Learned AMP (LAMP): Designing Interpretable Neural Networks. The structure of the AMP iteration—a linear transform followed by a nonlinear function, repeated in layers—bears a striking resemblance to a deep neural network. This is no coincidence. By "unfolding" the AMP algorithm for a fixed number of iterations and making its parameters (like the thresholding functions) learnable, we can create a "Learned AMP" (LAMP) network. Unlike a generic "black-box" neural network, a LAMP architecture has a strong theoretical foundation. Because it retains the core AMP structure, including the Onsager term, its performance can still be predicted by State Evolution. This makes the network more interpretable, easier to train, and more data-efficient. It represents a profound fusion of physics-based modeling and deep learning, paving the way for a new generation of principled AI systems.

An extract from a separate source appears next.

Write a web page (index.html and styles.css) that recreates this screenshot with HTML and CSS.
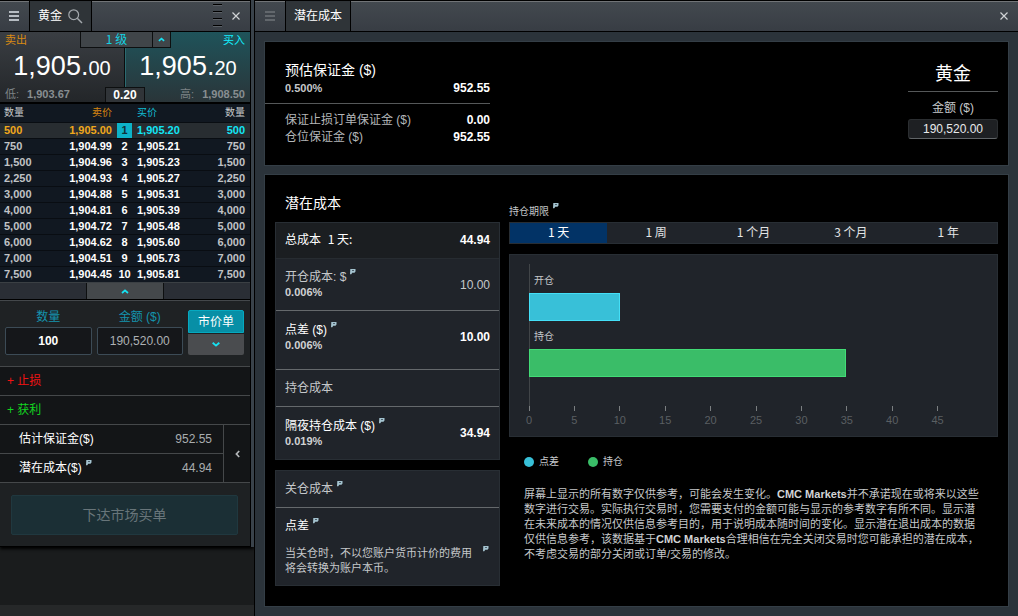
FILE: index.html
```
<!DOCTYPE html>
<html lang="zh-CN">
<head>
<meta charset="utf-8">
<meta name="viewport" content="width=device-width, initial-scale=1">
<title>黄金 - 潜在成本</title>
<link rel="stylesheet" href="styles.css">
</head>
<body>
<svg class="defs" aria-hidden="true">
  <symbol id="menu" viewBox="0 0 10 10"><path d="M0 1h10M0 5h10M0 9h10" stroke="currentColor" stroke-width="2"/></symbol>
  <symbol id="close" viewBox="0 0 8 8"><path d="M.5 .5l7 7M7.500 .5l-7 7" stroke="currentColor" stroke-width="1.200"/></symbol>
  <symbol id="search" viewBox="0 0 15 15"><g fill="none" stroke="currentColor"><circle cx="5.700" cy="5.700" r="4.900" stroke-width="1.200"/><path d="M9.300 9.300l4.700 4.700" stroke-width="1.500"/></g></symbol>
  <symbol id="up" viewBox="0 0 8 5"><path d="M1 4l3-2.600L7 4" fill="none" stroke="currentColor" stroke-width="1.800"/></symbol>
  <symbol id="down" viewBox="0 0 8 5"><path d="M.7 .8l3.300 2.800L7.300 .8" fill="none" stroke="currentColor" stroke-width="1.900"/></symbol>
  <symbol id="left" viewBox="0 0 5 8"><path d="M4.200 1L1.400 4l2.800 3" fill="none" stroke="currentColor" stroke-width="1.700"/></symbol>
  <symbol id="tip" viewBox="0 0 6 6"><path d="M.3 0H5.500V2.600L4.500 3.800H2.200L1.300 5.300H0Z" fill="currentColor"/><path d="M2 1.500h2" stroke="#2a3540" stroke-width=".7"/></symbol>
</svg>
<div class="app">
  <aside class="side">
    <section class="ticket">
      <header class="bar">
        <button class="menu menu-on" aria-label="菜单"><svg><use href="#menu"/></svg></button>
        <button class="tab">黄金<svg class="search"><use href="#search"/></svg></button>
        <span class="grip"><i></i><i></i><i></i><i></i></span>
        <button class="close" aria-label="关闭"><svg><use href="#close"/></svg></button>
      </header>

      <div class="prices">
        <button class="price sell">
          <span class="side-name">卖出</span>
          <span class="quote">1,905.<small>00</small></span>
          <span class="range">低:<b>1,903.67</b></span>
        </button>
        <button class="price buy">
          <span class="side-name">买入</span>
          <span class="quote">1,905.<small>20</small></span>
          <span class="range">高:<b>1,908.50</b></span>
        </button>
        <button class="level"><span>1 级</span><svg class="chev"><use href="#up"/></svg></button>
        <span class="spread">0.20</span>
      </div>

      <table class="ladder">
        <colgroup><col class="c-vol"><col class="c-sell"><col class="c-idx"><col class="c-buy"><col></colgroup>
        <thead><tr><th>数量</th><th class="orange">卖价</th><th></th><th class="cyan">买价</th><th>数量</th></tr></thead>
        <tbody>
          <tr class="top"><td>500</td><td>1,905.00</td><td>1</td><td>1,905.20</td><td>500</td></tr>
          <tr><td>750</td><td>1,904.99</td><td>2</td><td>1,905.21</td><td>750</td></tr>
          <tr><td>1,500</td><td>1,904.96</td><td>3</td><td>1,905.23</td><td>1,500</td></tr>
          <tr><td>2,250</td><td>1,904.93</td><td>4</td><td>1,905.27</td><td>2,250</td></tr>
          <tr><td>3,000</td><td>1,904.88</td><td>5</td><td>1,905.31</td><td>3,000</td></tr>
          <tr><td>4,000</td><td>1,904.81</td><td>6</td><td>1,905.39</td><td>4,000</td></tr>
          <tr><td>5,000</td><td>1,904.72</td><td>7</td><td>1,905.48</td><td>5,000</td></tr>
          <tr><td>6,000</td><td>1,904.62</td><td>8</td><td>1,905.60</td><td>6,000</td></tr>
          <tr><td>7,000</td><td>1,904.51</td><td>9</td><td>1,905.73</td><td>7,000</td></tr>
          <tr><td>7,500</td><td>1,904.45</td><td>10</td><td>1,905.81</td><td>7,500</td></tr>
        </tbody>
      </table>
      <div class="fold"><button aria-label="收起"><svg class="chev"><use href="#up"/></svg></button></div>

      <form class="order">
        <div class="field"><label for="qty">数量</label><input id="qty" class="strong" value="100"></div>
        <div class="field"><label for="amt">金额 ($)</label><input id="amt" value="190,520.00"></div>
        <div class="kind">
          <button type="button" class="market">市价单</button>
          <button type="button" class="more" aria-label="订单类型"><svg class="chev"><use href="#down"/></svg></button>
        </div>
      </form>

      <button class="add stop">+ 止损</button>
      <button class="add profit">+ 获利</button>

      <div class="summary">
        <dl>
          <div><dt>估计保证金($)</dt><dd>952.55</dd></div>
          <div><dt>潜在成本($)<svg class="tip"><use href="#tip"/></svg></dt><dd>44.94</dd></div>
        </dl>
        <button aria-label="展开"><svg><use href="#left"/></svg></button>
      </div>
      <div class="submit"><button>下达市场买单</button></div>
    </section>
    <div class="foot"></div>
  </aside>

  <main class="cost">
    <header class="bar">
      <button class="menu" aria-label="菜单"><svg><use href="#menu"/></svg></button>
      <button class="tab">潜在成本</button>
      <button class="close" aria-label="关闭"><svg><use href="#close"/></svg></button>
    </header>
    <div class="cards">
      <section class="card margin">
        <div class="estimate">
          <div class="est-head">
            <h2>预估保证金 ($)</h2>
            <p><span>0.500%</span><b>952.55</b></p>
          </div>
          <div class="est-rows">
            <p><span>保证止损订单保证金 ($)</span><b>0.00</b></p>
            <p><span>仓位保证金 ($)</span><b>952.55</b></p>
          </div>
        </div>
        <div class="product">
          <h1>黄金</h1>
          <label for="value">金额 ($)</label>
          <input id="value" value="190,520.00">
        </div>
      </section>

      <section class="card detail">
        <div class="breakdown">
          <h2>潜在成本</h2>
          <div class="box">
            <div class="line total"><span class="white">总成本&nbsp; <span class="cjk">1 天:</span></span><b>44.94</b></div>
            <div class="line pair"><div>开仓成本: $<svg class="tip"><use href="#tip"/></svg><small>0.006%</small></div><span>10.00</span></div>
            <div class="line pair tall"><div><span class="white">点差 ($)</span><svg class="tip"><use href="#tip"/></svg><small>0.006%</small></div><b>10.00</b></div>
            <div class="line">持仓成本</div>
            <div class="line pair"><div><span class="white">隔夜持仓成本 ($)</span><svg class="tip"><use href="#tip"/></svg><small>0.019%</small></div><b>34.94</b></div>
          </div>
          <div class="box">
            <div class="line"><span>关仓成本<svg class="tip"><use href="#tip"/></svg></span></div>
            <div class="exit">
              <p class="white">点差<svg class="tip"><use href="#tip"/></svg></p>
              <div class="note"><p>当关仓时，不以您账户货币计价的费用将会转换为账户本币。</p><svg class="tip"><use href="#tip"/></svg></div>
            </div>
          </div>
        </div>

        <div class="period">
          <p class="period-name">持仓期限<svg class="tip"><use href="#tip"/></svg></p>
          <div class="tabs">
            <button class="on">1 天</button><button>1 周</button><button>1 个月</button><button>3 个月</button><button>1 年</button>
          </div>
          <div class="chart">
            <div class="plot">
              <span>开仓</span>
              <div class="value blue" style="width:20%"></div>
              <span>持仓</span>
              <div class="value green" style="width:69.88%"></div>
            </div>
            <div class="axis"><span>0</span><span>5</span><span>10</span><span>15</span><span>20</span><span>25</span><span>30</span><span>35</span><span>40</span><span>45</span></div>
          </div>
          <div class="legend"><span><i class="dot-blue"></i>点差</span><span><i class="dot-green"></i>持仓</span></div>
          <p class="disclaimer">屏幕上显示的所有数字仅供参考，可能会发生变化。<b>CMC Markets</b>并不承诺现在或将来以这些数字进行交易。实际执行交易时，您需要支付的金额可能与显示的参考数字有所不同。显示潜在未来成本的情况仅供信息参考目的，用于说明成本随时间的变化。显示潜在退出成本的数据仅供信息参考，该数据基于<b>CMC Markets</b>合理相信在完全关闭交易时您可能承担的潜在成本，不考虑交易的部分关闭或订单/交易的修改。</p>
        </div>
      </section>
    </div>
  </main>
</div>
</body>
</html>
```
FILE: styles.css
```
* { box-sizing: border-box; }
body {
  margin: 0;
  background: #000;
  color: #c5c8ca;
  font: 12px/16px "Liberation Sans", "Noto Sans CJK SC", sans-serif;
}
h1, h2, p, dl, dd { margin: 0; font-weight: normal; }
button, input { margin: 0; padding: 0; border: 0; background: none; color: inherit; font: inherit; }
button { cursor: pointer; }
svg { display: block; }
b { color: #fff; }
.defs { position: absolute; width: 0; height: 0; }
.cjk { font-family: "Noto Sans CJK SC", sans-serif; }
.white { color: #fff; }
.orange { color: #d68510; }
.cyan { color: #12bcd2; }
.tip { display: inline-block; width: 6px; height: 6px; margin-left: 4px; vertical-align: 6px; color: #a4c3cf; }
.chev { width: 8px; height: 5px; color: #16e3f3; }

.app { display: flex; min-height: 100vh; }
.side { display: flex; flex-direction: column; flex: none; width: 254px; background: #1a1c1d; }
.foot { height: 11px; margin-top: auto; background: #262829; }
.ticket { border-right: 3px solid #3a434b; background: #15171a; box-shadow: inset -1px 0 #000, 0 2px 3px #000; padding-right: 1px; }

/* Window title bars */
.bar {
  display: flex;
  align-items: stretch;
  height: 32px;
  border-top: 1px solid #000;
  border-bottom: 1px solid #000;
  background: linear-gradient(#43494f, #383d44);
  box-shadow: inset 0 1px #717477;
}
.menu { display: grid; place-items: center; width: 30px; padding-right: 2px; border-right: 1px solid #000; color: #62676c; }
.menu svg { width: 10px; height: 10px; }
.menu-on { color: #b6bcc2; }
.tab { display: flex; align-items: center; gap: 6px; padding: 0 8px; border-right: 1px solid #000; background: #2f3438; color: #fff; }
.search { width: 15px; height: 15px; color: #a3a8ac; }
.close { display: grid; place-items: center; width: 28px; margin-left: auto; color: #d0d3d5; }
.close svg { width: 8px; height: 8px; }
.grip { display: flex; flex-direction: column; gap: 6px; width: 9px; margin-left: auto; padding-top: 3px; }
.grip i { height: 1px; background: #000; box-shadow: 0 1px #5b6066; }
.grip + .close { margin-left: 0; }

/* Quotes */
.prices { position: relative; display: grid; grid-template-columns: 1fr 1fr; height: 72px; border-bottom: 2px solid #000; }
.price { display: flex; flex-direction: column; padding: 0 5px; text-align: left; }
.sell { border-right: 1px solid #0a0c0d; background: linear-gradient(#3a3e43, #232629); }
.buy { border-left: 1px solid #2c6a70; background: linear-gradient(#1f535a, #2a3539); text-align: right; }
.side-name { font-size: 11px; color: #d98a12; }
.buy .side-name { color: #12efff; }
.quote { margin: 2px 0; color: #fff; font-size: 27px; line-height: 32px; text-align: center; }
.quote small { font-size: 20px; }
.range { color: #7d8386; font-size: 11px; }
.range b { margin-left: 8px; color: #888e91; }
.level {
  position: absolute; top: 0; left: 80px;
  display: flex; width: 91px; height: 16px;
  border: 1px solid #0d0f10; border-top: 0; background: #404549; color: #12d2e2;
  font: 12px/14px "Noto Sans CJK SC", sans-serif;
}
.level span { flex: 1; }
.level .chev { width: 18px; height: 15px; padding: 5px; border-left: 1px solid #0d0f10; }
.spread {
  position: absolute; bottom: 0; left: 105px;
  width: 40px; height: 15px; border: 1px solid #0d0f10; border-bottom: 0; background: #303438;
  color: #fff; font-weight: bold; line-height: 15px; text-align: center;
}

/* Price ladder */
.ladder { width: 100%; table-layout: fixed; border-spacing: 0; background: #111821; font-size: 11px; }
.c-vol { width: 50px; }
.c-sell { width: 67px; }
.c-idx { width: 15px; }
.c-buy { width: 64px; }
.ladder th { height: 18px; padding: 0; font-size: 10px; font-weight: normal; }
.ladder td { height: 16px; padding: 0; border-top: 1px solid #090d12; line-height: 15px; color: #fff; font-weight: bold; }
.ladder tr > :nth-child(1) { padding-left: 4px; text-align: left; }
.ladder tr > :nth-child(2) { padding-right: 5px; text-align: right; }
.ladder tr > :nth-child(3) { text-align: center; }
.ladder tr > :nth-child(4) { padding-left: 5px; text-align: left; }
.ladder tr > :nth-child(5) { padding-right: 5px; text-align: right; }
.ladder td:first-child, .ladder td:last-child { color: #c0c3c6; }
.ladder .top td { background: #282d31; color: #12e6f6; }
.ladder .top td:nth-child(-n+2) { color: #f0a81c; }
.ladder .top td:nth-child(3) { background: #0db2c8; color: #103038; }
.fold { display: flex; justify-content: center; height: 18px; border-top: 1px solid #3b4044; border-bottom: 1px solid #000; background: #2a2e35; }
.fold button { display: grid; place-items: center; width: 78px; border: solid #0d0f10; border-width: 0 1px; background: #44484b; }

/* Order form */
.order { display: flex; gap: 5px; padding: 8px 6px 11px 5px; border-top: 1px solid #44484b; background: #1f2224; }
.field { display: flex; flex: 1; flex-direction: column; min-width: 0; color: #1493ad; text-align: center; }
.field label { height: 18px; }
.field input { width: 100%; height: 28px; border: 1px solid #3c4b56; border-radius: 2px; background: #15171a; color: #adb1b4; text-align: center; }
.field .strong { color: #fff; font-weight: bold; }
.kind { display: flex; flex-direction: column; gap: 1px; width: 56px; padding-top: 1px; }
.market { height: 23px; border: 1px solid #05a9c0; border-radius: 2px 2px 0 0; background: #078fa6; color: #fff; }
.more { display: grid; place-items: center; height: 21px; border-radius: 0 0 2px 2px; background: #4a4c4f; }
.add { display: block; width: 100%; height: 29px; padding-left: 7px; border-top: 1px solid #45484a; background: #131517; text-align: left; }
.stop { color: #f21212; }
.profit { color: #12d420; }
.summary { display: flex; border: solid #45484a; border-width: 1px 0; background: #131517; }
.summary dl { flex: 1; }
.summary dl div { display: flex; align-items: center; justify-content: space-between; height: 28px; padding: 0 11px 1px 19px; }
.summary dl div + div { height: 29px; border-top: 1px solid #45484a; }
.summary dt { color: #fff; }
.summary dd { color: #a9adaf; }
.summary button { display: grid; place-items: center; width: 27px; border-left: 1px solid #45484a; color: #b4b7ba; }
.summary svg:not(.tip) { width: 5px; height: 8px; }
.submit { padding: 12px 12px 11px 11px; border-bottom: 1px solid #000; background: #1e2123; }
.submit button { width: 100%; height: 40px; border: 1px solid #20383f; border-radius: 2px; background: #1b2f35; color: #68757a; font-size: 14px; }

/* Cost window */
.cost { display: flex; flex: 1; flex-direction: column; min-width: 0; margin-left: 1px; background: #2b333a; }
.cost .bar { flex: none; }
.cost .bar .menu { width: 31px; padding-right: 1px; }
.cards { display: flex; flex: 1; flex-direction: column; gap: 10px; padding: 10px; }
.card { display: flex; background: #000; box-shadow: 0 0 0 1px #343e46; }
.margin { justify-content: space-between; padding: 18px 10px 19px 0; }
.estimate { width: 225px; }
.estimate p { display: flex; justify-content: space-between; }
h2 { color: #fff; font-size: 14px; line-height: 20px; }
.est-head { padding: 0 0 7px 20px; border-bottom: 1px solid #555859; }
.est-head p span { font-size: 11px; font-weight: bold; }
.est-rows { padding: 8px 0 0 20px; }
.est-rows p { height: 17px; }
.est-rows p span { color: #b4b7b9; }
.product { display: flex; flex-direction: column; width: 90px; text-align: center; }
.product h1 { padding: 1px 0 4px; border-bottom: 1px solid #555859; color: #fff; font-size: 18px; line-height: 26px; }
.product label { margin: 8px 0 3px; }
.product input { width: 100%; height: 20px; border: 1px solid #2b2e31; border-bottom-color: #606467; border-radius: 3px; background: #1e2023; color: #e8eaeb; text-align: center; }
.detail { flex: 1; gap: 9px; padding: 0 10px 9px; }
.breakdown { flex: none; width: 225px; }
.breakdown h2 { padding: 18px 10px 9px; }
.box { margin-bottom: 10px; border: 1px solid #282e34; background: #20242a; }
.line { display: flex; align-items: center; justify-content: space-between; height: 37px; padding: 0 9px; }
.line + .line { border-top: 1px solid #65696c; }
.line.total { height: 35px; padding-bottom: 2px; background: #1b1e21; }
.line.total + .line { border-top-color: #272c31; }
.line.pair { height: 52px; }
.line.pair:last-child { height: 53px; }
.line.tall { height: 59px; padding-bottom: 6px; }
.line small { display: block; color: #d0d2d4; font-size: 11px; font-weight: bold; line-height: 15px; }
.box + .box .line { height: 36px; }
.exit { padding: 10px 9px 9px; border-top: 1px solid #65696c; }
.note { display: flex; justify-content: space-between; margin-top: 12px; font-size: 11px; line-height: 15px; }
.note p { width: 188px; }
.note .tip { margin-right: 1px; }
.period { flex: 1; min-width: 0; }
.period-name { padding: 28px 0 2px; font-size: 10px; }
.tabs { display: grid; grid-template-columns: repeat(5, 1fr); height: 22px; border: 1px solid #282e34; background: #20242a; }
.tabs button { padding-bottom: 2px; color: #e3e5e6; font: 12px/18px "Noto Sans CJK SC", sans-serif; }
.tabs .on { background: #023366; color: #fff; }
.chart { margin-top: 10px; padding: 9px 14px 6px 19px; border: 1px solid #282e34; background: #20242a; }
.plot { height: 142px; padding-top: 9px; background: linear-gradient(#414548, #414548) 0 0 / 1px 100% no-repeat; }
.plot span { display: block; height: 16px; margin-bottom: 4px; padding-left: 5px; font-size: 10px; }
.value { height: 28px; margin-bottom: 8px; border: 1px solid; }
.blue { border-color: #44dff7; background: #38c0d8; }
.green { border-color: #42dc76; background: #3abd68; }
.axis { display: grid; grid-template-columns: repeat(10, 1fr); color: #5a5f62; font-size: 11px; }
.axis span { width: 24px; margin-left: -12px; padding-top: 4px; background: linear-gradient(#7b7f81, #7b7f81) 50% 0 / 1px 5px no-repeat; line-height: 20px; text-align: center; }
.legend { display: flex; gap: 29px; padding: 17px 15px; font-size: 10px; }
.legend span { display: flex; align-items: center; gap: 5px; }
.legend i { width: 10px; height: 10px; border-radius: 50%; }
.dot-blue { background: #38c0d8; }
.dot-green { background: #3abd68; }
.disclaimer { padding: 0 16px 0 15px; font-size: 11px; line-height: 15px; }
.disclaimer b { color: #d2d4d6; }
```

AMP in Motion and in the Cloud. The world is not static, and neither is AMP. The framework can be seamlessly adapted to dynamic systems that evolve over time. By incorporating a predictive model of the signal's evolution (a Gauss-Markov prior) into the denoising step, AMP can be transformed into a powerful algorithm for tracking a time-varying sparse signal. This creates a kind of "sparsity-aware Kalman filter," connecting the world of compressed sensing to the classical domain of control theory and time-series analysis.

Finally, in an era of distributed data, AMP provides an elegant solution to the challenges of federated learning. Imagine a scenario where a central server needs to learn a sparse statistical model from data held by many different clients, who can only send back compressed information. AMP provides a principled way for the server to aggregate these compressed, noisy updates. The State Evolution framework naturally accommodates the heterogeneity of the system, such as different noise levels at different clients, and predicts the performance of the global model. This makes AMP a powerful tool for large-scale, decentralized, and privacy-conscious machine learning.

From a single-pixel camera to brain imaging, from network science to the design of neural networks, the intellectual thread of Approximate Message Passing weaves a path of surprising unity and power. It teaches us that by understanding the collective behavior of large, random systems, we can find wonderfully simple and effective solutions to some of the most complex challenges in modern science and technology.